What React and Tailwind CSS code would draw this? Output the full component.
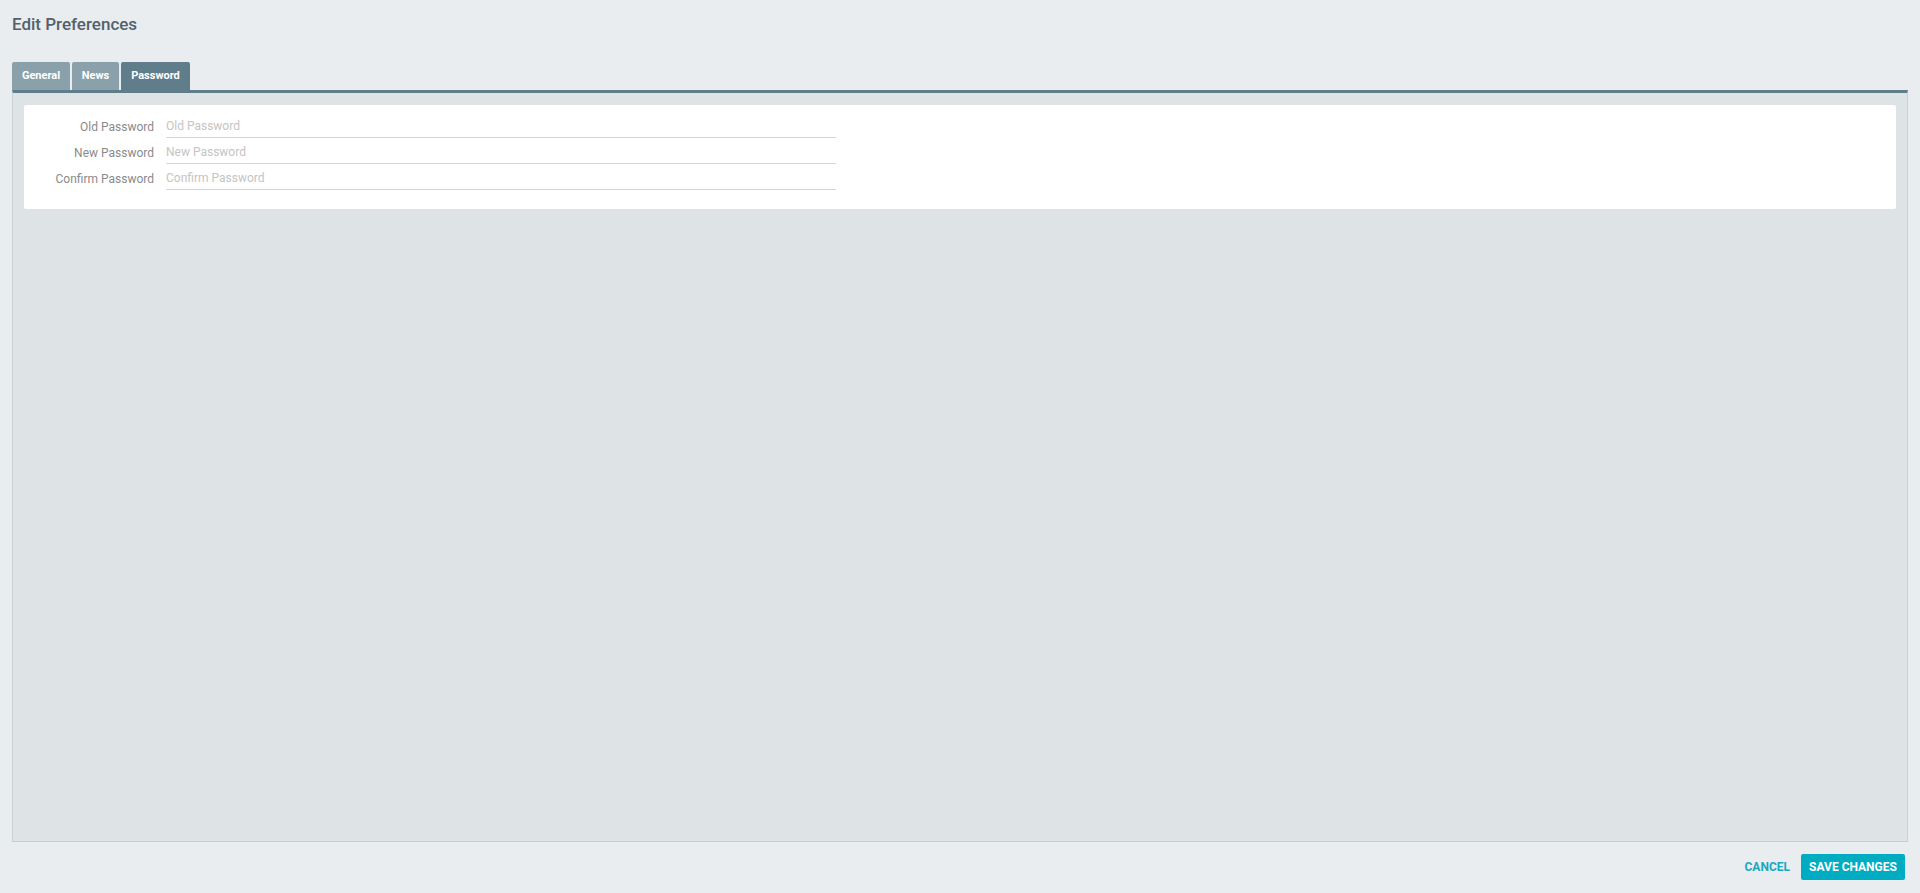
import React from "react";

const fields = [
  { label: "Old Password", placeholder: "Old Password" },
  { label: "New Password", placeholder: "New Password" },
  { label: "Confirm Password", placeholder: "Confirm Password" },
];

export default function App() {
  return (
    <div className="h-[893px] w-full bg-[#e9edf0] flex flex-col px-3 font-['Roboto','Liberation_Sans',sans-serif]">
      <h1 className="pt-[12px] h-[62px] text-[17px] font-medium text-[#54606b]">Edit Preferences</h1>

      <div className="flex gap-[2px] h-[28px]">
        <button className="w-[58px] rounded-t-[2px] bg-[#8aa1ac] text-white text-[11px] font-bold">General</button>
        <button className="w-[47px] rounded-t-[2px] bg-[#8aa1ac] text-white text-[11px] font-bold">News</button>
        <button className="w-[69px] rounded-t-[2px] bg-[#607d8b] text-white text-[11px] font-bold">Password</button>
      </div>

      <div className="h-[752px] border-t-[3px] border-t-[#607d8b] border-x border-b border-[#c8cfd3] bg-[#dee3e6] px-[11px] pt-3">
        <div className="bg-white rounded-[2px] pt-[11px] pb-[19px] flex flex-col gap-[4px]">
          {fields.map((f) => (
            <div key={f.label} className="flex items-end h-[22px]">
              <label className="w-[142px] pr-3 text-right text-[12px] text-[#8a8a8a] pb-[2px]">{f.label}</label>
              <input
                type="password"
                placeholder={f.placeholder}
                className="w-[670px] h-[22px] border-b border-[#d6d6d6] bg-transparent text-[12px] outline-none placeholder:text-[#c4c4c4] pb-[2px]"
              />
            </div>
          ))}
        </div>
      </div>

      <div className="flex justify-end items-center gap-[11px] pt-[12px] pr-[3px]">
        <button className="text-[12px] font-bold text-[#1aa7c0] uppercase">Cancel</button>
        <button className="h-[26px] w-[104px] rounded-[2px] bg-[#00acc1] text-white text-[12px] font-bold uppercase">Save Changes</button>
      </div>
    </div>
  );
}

### [Problem]
Which lines contain the word "full"? Copy each of them.

### [Answer]
What React and Tailwind CSS code would draw this? Output the full component.
    <div className="h-[893px] w-full bg-[#e9edf0] flex flex-col px-3 font-['Roboto','Liberation_Sans',sans-serif]">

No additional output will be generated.